───── Dataset rows ─────

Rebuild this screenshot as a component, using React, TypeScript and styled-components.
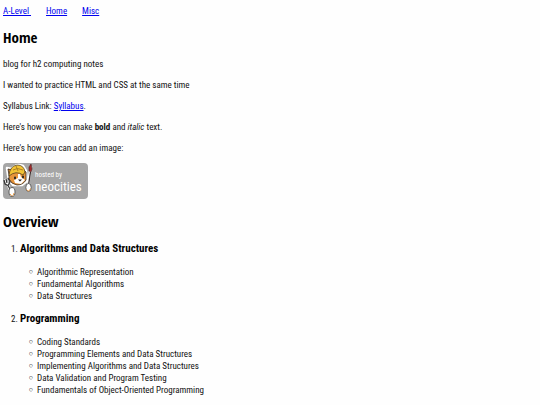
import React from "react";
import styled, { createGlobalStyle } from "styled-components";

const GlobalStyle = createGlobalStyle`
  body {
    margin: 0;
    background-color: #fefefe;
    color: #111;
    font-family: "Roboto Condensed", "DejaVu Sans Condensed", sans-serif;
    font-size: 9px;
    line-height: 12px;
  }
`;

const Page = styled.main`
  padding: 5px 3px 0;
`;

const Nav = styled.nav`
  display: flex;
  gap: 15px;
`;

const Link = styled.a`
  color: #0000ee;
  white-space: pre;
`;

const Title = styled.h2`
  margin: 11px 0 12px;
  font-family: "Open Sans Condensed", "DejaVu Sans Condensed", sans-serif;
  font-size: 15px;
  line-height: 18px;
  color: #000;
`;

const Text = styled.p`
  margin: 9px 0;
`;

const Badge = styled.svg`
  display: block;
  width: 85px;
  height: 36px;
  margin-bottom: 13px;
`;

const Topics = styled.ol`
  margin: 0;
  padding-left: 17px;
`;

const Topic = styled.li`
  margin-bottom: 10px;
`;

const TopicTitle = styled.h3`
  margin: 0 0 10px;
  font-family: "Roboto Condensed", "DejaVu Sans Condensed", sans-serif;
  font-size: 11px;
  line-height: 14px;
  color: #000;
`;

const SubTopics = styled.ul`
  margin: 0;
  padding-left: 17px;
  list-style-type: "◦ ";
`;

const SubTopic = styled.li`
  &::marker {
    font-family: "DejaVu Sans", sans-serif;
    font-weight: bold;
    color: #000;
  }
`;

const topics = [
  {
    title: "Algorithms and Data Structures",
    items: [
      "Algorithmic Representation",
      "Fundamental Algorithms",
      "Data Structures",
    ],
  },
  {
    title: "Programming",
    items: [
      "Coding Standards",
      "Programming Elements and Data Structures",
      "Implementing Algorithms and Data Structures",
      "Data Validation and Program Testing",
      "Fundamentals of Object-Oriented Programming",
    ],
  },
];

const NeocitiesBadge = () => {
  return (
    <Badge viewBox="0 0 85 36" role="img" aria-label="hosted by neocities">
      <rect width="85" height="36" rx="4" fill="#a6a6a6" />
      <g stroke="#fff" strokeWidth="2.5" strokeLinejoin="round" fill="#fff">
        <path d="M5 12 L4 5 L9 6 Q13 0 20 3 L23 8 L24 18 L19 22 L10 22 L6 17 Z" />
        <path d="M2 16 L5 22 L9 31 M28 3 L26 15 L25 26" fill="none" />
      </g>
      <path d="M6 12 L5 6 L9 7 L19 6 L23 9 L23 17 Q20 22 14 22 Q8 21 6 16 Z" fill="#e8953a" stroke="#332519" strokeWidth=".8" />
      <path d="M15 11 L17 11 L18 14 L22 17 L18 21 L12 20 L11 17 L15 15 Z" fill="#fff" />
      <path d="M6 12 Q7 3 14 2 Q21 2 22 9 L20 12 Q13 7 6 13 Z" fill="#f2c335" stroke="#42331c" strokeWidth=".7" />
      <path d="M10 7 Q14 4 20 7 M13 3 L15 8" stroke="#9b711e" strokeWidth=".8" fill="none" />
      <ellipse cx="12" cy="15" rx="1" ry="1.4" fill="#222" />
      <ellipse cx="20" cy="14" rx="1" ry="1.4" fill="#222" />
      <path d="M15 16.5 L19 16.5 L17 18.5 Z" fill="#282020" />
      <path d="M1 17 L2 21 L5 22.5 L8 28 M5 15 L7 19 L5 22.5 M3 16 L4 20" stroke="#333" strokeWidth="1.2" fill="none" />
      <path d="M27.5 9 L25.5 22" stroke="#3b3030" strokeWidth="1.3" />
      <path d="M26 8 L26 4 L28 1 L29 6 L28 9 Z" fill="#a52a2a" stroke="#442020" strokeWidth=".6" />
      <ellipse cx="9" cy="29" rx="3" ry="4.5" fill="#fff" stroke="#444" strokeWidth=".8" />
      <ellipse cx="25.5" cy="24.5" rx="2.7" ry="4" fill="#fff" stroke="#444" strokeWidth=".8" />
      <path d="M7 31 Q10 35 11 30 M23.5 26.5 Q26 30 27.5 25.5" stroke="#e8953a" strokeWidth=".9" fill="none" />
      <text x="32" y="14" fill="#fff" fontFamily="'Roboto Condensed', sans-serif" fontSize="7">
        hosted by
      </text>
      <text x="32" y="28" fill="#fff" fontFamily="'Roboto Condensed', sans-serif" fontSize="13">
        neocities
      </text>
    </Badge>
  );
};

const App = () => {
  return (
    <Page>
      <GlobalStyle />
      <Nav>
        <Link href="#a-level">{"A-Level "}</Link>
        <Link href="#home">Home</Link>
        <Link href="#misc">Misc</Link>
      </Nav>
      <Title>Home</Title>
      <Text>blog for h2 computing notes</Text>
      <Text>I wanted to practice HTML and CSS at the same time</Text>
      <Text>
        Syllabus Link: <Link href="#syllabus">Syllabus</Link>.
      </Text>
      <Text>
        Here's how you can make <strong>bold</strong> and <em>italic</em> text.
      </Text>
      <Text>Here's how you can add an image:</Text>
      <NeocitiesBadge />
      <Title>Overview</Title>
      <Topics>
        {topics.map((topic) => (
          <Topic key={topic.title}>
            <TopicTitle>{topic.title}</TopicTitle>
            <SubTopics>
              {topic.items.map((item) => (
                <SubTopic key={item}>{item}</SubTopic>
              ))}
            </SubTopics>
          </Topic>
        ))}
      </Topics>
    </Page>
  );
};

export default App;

─────
───── Dataset rows ─────

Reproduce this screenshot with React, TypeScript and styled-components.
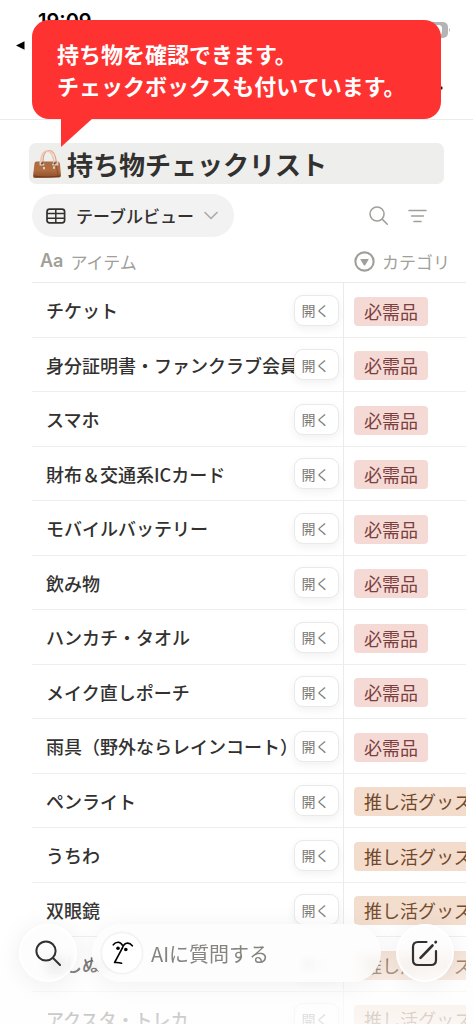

─────
───── Dataset rows ─────

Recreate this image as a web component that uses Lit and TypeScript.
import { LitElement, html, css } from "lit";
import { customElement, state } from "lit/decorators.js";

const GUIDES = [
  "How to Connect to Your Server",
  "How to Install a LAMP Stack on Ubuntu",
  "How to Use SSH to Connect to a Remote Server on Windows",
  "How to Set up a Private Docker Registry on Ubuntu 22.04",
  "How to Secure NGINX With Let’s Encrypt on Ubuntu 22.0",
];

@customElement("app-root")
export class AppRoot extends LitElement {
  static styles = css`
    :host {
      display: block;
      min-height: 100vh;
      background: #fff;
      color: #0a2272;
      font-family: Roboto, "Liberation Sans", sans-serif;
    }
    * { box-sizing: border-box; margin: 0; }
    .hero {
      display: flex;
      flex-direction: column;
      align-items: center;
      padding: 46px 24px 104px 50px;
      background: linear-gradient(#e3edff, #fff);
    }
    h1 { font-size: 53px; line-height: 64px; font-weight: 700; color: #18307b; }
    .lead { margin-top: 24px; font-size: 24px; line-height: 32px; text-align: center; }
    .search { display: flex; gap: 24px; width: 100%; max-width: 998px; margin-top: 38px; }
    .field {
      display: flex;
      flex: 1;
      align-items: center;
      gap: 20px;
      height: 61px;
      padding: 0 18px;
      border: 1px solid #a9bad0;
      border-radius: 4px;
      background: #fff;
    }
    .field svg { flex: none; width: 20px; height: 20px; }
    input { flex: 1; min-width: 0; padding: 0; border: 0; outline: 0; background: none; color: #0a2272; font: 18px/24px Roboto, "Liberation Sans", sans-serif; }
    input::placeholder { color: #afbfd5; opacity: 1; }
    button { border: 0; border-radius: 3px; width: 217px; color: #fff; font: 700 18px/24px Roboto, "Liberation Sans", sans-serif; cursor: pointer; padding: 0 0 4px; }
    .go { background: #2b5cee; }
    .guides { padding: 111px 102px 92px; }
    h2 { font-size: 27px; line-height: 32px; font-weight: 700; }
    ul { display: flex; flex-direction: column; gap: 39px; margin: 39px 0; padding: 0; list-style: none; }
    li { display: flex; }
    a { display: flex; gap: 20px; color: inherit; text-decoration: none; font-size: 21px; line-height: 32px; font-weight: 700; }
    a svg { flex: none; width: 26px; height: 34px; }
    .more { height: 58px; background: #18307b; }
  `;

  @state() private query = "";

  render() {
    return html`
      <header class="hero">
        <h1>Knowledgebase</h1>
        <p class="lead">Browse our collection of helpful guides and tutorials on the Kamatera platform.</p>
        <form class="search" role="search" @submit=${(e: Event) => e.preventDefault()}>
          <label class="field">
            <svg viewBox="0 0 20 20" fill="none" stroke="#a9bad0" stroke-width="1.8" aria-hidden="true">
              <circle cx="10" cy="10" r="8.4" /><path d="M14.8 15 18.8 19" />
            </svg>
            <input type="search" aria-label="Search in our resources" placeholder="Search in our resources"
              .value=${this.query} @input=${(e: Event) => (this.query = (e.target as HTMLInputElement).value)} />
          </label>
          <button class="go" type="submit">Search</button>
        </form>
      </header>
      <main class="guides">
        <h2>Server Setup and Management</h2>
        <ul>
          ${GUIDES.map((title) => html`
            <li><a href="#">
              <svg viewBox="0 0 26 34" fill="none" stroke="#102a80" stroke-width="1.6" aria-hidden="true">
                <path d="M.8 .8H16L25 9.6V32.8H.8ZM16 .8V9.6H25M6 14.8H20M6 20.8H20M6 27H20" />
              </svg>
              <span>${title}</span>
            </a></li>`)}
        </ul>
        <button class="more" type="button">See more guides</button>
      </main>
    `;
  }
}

─────

§ **Problem to solve**: Across the entries above, how many lines contain "screenshot"? Provide only the count.

§ **Exercise output**: 2